═════ EXERCISE INPUT

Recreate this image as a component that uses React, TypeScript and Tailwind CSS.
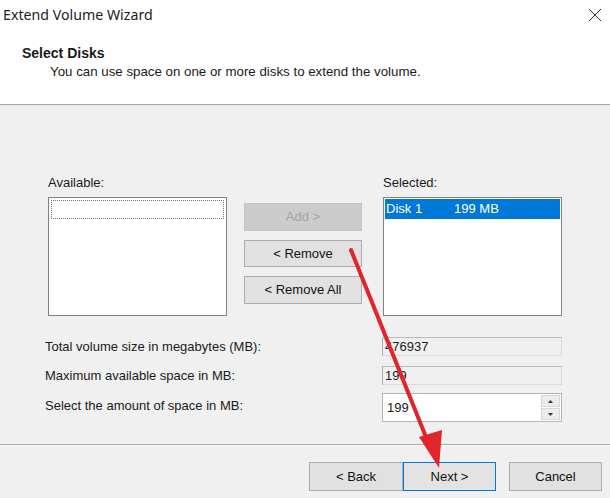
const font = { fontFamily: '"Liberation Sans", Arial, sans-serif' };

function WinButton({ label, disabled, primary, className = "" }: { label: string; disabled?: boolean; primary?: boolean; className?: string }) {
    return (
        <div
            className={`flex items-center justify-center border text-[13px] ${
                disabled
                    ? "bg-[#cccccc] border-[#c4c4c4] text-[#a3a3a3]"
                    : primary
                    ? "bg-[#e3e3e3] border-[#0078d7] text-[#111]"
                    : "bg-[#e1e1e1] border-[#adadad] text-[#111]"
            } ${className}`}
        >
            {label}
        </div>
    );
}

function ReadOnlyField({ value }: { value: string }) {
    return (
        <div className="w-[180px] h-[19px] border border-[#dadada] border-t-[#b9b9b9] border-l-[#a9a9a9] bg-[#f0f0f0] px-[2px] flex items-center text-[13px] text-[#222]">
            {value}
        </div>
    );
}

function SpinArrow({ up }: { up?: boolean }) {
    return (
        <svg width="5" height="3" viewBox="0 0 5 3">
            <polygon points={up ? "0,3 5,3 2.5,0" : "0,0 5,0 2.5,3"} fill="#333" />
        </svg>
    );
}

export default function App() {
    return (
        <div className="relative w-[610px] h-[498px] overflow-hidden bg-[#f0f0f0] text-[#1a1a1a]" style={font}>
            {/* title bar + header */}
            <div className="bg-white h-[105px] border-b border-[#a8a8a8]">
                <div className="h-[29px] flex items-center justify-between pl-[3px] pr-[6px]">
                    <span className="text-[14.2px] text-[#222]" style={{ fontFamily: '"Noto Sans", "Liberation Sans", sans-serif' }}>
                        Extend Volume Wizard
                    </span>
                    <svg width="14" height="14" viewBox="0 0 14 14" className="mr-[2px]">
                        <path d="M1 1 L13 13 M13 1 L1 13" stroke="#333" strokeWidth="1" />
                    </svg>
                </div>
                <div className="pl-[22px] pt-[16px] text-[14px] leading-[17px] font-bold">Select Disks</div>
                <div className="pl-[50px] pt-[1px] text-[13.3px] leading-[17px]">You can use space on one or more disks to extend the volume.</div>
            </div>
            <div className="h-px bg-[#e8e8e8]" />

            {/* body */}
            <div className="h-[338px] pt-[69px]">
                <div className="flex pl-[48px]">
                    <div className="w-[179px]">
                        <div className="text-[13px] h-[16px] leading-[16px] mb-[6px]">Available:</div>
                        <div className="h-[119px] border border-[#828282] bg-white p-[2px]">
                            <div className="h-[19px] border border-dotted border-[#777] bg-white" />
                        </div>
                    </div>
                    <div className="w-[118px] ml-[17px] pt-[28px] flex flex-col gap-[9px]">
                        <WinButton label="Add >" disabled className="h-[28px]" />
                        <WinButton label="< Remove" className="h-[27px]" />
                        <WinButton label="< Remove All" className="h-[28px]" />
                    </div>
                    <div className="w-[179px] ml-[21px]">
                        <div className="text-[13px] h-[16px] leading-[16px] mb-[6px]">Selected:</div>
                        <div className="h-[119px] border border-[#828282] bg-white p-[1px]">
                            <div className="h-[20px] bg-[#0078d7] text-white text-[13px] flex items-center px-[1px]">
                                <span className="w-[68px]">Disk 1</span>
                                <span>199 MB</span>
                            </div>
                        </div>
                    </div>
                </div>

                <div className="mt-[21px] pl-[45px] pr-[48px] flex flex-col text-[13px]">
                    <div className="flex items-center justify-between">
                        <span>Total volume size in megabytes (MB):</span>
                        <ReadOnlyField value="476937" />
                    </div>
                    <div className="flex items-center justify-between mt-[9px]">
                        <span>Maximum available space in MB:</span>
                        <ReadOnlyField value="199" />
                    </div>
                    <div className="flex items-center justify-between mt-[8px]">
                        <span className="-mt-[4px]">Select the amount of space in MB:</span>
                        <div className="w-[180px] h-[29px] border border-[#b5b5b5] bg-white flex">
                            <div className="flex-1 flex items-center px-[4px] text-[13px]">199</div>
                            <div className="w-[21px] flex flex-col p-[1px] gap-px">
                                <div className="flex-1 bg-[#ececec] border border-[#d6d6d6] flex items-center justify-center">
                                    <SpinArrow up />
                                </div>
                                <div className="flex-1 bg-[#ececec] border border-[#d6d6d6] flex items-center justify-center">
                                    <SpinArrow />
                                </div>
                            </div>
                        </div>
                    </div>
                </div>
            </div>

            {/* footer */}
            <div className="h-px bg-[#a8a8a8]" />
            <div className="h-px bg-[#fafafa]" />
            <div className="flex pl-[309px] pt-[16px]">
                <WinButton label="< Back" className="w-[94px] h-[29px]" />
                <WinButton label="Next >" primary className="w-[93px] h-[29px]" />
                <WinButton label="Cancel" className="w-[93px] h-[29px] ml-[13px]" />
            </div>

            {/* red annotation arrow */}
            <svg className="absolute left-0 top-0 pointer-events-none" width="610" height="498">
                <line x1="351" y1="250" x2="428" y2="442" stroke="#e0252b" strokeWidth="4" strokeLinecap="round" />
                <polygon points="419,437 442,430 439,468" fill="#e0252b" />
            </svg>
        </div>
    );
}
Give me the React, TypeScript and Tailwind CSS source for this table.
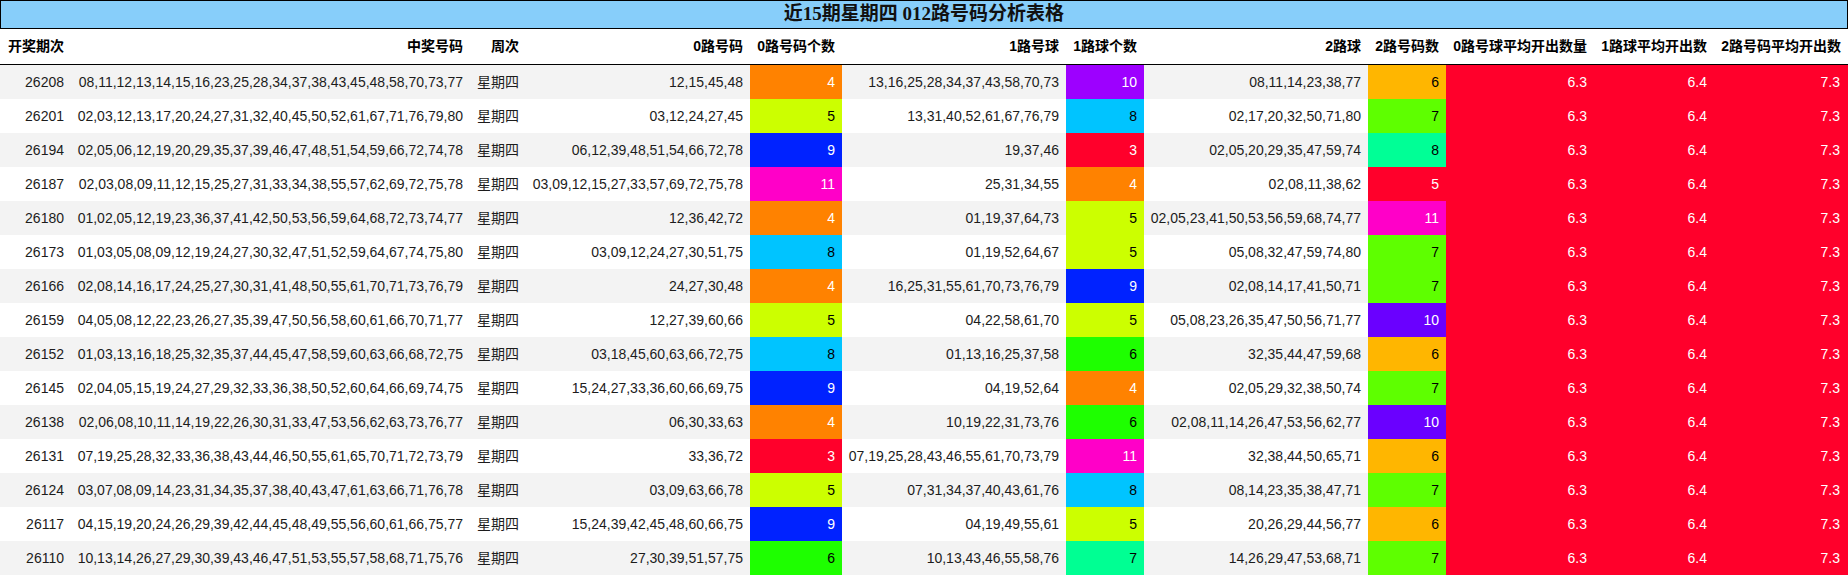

══════════

DIRECTIVE.
Transcribe the records above exactly, leaving out every picture.

RESPONSE TO THE EXERCISE.
Recreate this image as a component that uses React, TypeScript and Tailwind CSS.
const font = { fontFamily: '"Liberation Sans", Arial, sans-serif' };

function WinButton({ label, disabled, primary, className = "" }: { label: string; disabled?: boolean; primary?: boolean; className?: string }) {
    return (
        <div
            className={`flex items-center justify-center border text-[13px] ${
                disabled
                    ? "bg-[#cccccc] border-[#c4c4c4] text-[#a3a3a3]"
                    : primary
                    ? "bg-[#e3e3e3] border-[#0078d7] text-[#111]"
                    : "bg-[#e1e1e1] border-[#adadad] text-[#111]"
            } ${className}`}
        >
            {label}
        </div>
    );
}

function ReadOnlyField({ value }: { value: string }) {
    return (
        <div className="w-[180px] h-[19px] border border-[#dadada] border-t-[#b9b9b9] border-l-[#a9a9a9] bg-[#f0f0f0] px-[2px] flex items-center text-[13px] text-[#222]">
            {value}
        </div>
    );
}

function SpinArrow({ up }: { up?: boolean }) {
    return (
        <svg width="5" height="3" viewBox="0 0 5 3">
            <polygon points={up ? "0,3 5,3 2.5,0" : "0,0 5,0 2.5,3"} fill="#333" />
        </svg>
    );
}

export default function App() {
    return (
        <div className="relative w-[610px] h-[498px] overflow-hidden bg-[#f0f0f0] text-[#1a1a1a]" style={font}>
            {/* title bar + header */}
            <div className="bg-white h-[105px] border-b border-[#a8a8a8]">
                <div className="h-[29px] flex items-center justify-between pl-[3px] pr-[6px]">
                    <span className="text-[14.2px] text-[#222]" style={{ fontFamily: '"Noto Sans", "Liberation Sans", sans-serif' }}>
                        Extend Volume Wizard
                    </span>
                    <svg width="14" height="14" viewBox="0 0 14 14" className="mr-[2px]">
                        <path d="M1 1 L13 13 M13 1 L1 13" stroke="#333" strokeWidth="1" />
                    </svg>
                </div>
                <div className="pl-[22px] pt-[16px] text-[14px] leading-[17px] font-bold">Select Disks</div>
                <div className="pl-[50px] pt-[1px] text-[13.3px] leading-[17px]">You can use space on one or more disks to extend the volume.</div>
            </div>
            <div className="h-px bg-[#e8e8e8]" />

            {/* body */}
            <div className="h-[338px] pt-[69px]">
                <div className="flex pl-[48px]">
                    <div className="w-[179px]">
                        <div className="text-[13px] h-[16px] leading-[16px] mb-[6px]">Available:</div>
                        <div className="h-[119px] border border-[#828282] bg-white p-[2px]">
                            <div className="h-[19px] border border-dotted border-[#777] bg-white" />
                        </div>
                    </div>
                    <div className="w-[118px] ml-[17px] pt-[28px] flex flex-col gap-[9px]">
                        <WinButton label="Add >" disabled className="h-[28px]" />
                        <WinButton label="< Remove" className="h-[27px]" />
                        <WinButton label="< Remove All" className="h-[28px]" />
                    </div>
                    <div className="w-[179px] ml-[21px]">
                        <div className="text-[13px] h-[16px] leading-[16px] mb-[6px]">Selected:</div>
                        <div className="h-[119px] border border-[#828282] bg-white p-[1px]">
                            <div className="h-[20px] bg-[#0078d7] text-white text-[13px] flex items-center px-[1px]">
                                <span className="w-[68px]">Disk 1</span>
                                <span>199 MB</span>
                            </div>
                        </div>
                    </div>
                </div>

                <div className="mt-[21px] pl-[45px] pr-[48px] flex flex-col text-[13px]">
                    <div className="flex items-center justify-between">
                        <span>Total volume size in megabytes (MB):</span>
                        <ReadOnlyField value="476937" />
                    </div>
                    <div className="flex items-center justify-between mt-[9px]">
                        <span>Maximum available space in MB:</span>
                        <ReadOnlyField value="199" />
                    </div>
                    <div className="flex items-center justify-between mt-[8px]">
                        <span className="-mt-[4px]">Select the amount of space in MB:</span>
                        <div className="w-[180px] h-[29px] border border-[#b5b5b5] bg-white flex">
                            <div className="flex-1 flex items-center px-[4px] text-[13px]">199</div>
                            <div className="w-[21px] flex flex-col p-[1px] gap-px">
                                <div className="flex-1 bg-[#ececec] border border-[#d6d6d6] flex items-center justify-center">
                                    <SpinArrow up />
                                </div>
                                <div className="flex-1 bg-[#ececec] border border-[#d6d6d6] flex items-center justify-center">
                                    <SpinArrow />
                                </div>
                            </div>
                        </div>
                    </div>
                </div>
            </div>

            {/* footer */}
            <div className="h-px bg-[#a8a8a8]" />
            <div className="h-px bg-[#fafafa]" />
            <div className="flex pl-[309px] pt-[16px]">
                <WinButton label="< Back" className="w-[94px] h-[29px]" />
                <WinButton label="Next >" primary className="w-[93px] h-[29px]" />
                <WinButton label="Cancel" className="w-[93px] h-[29px] ml-[13px]" />
            </div>

            {/* red annotation arrow */}
            <svg className="absolute left-0 top-0 pointer-events-none" width="610" height="498">
                <line x1="351" y1="250" x2="428" y2="442" stroke="#e0252b" strokeWidth="4" strokeLinecap="round" />
                <polygon points="419,437 442,430 439,468" fill="#e0252b" />
            </svg>
        </div>
    );
}
Give me the React, TypeScript and Tailwind CSS source for this table.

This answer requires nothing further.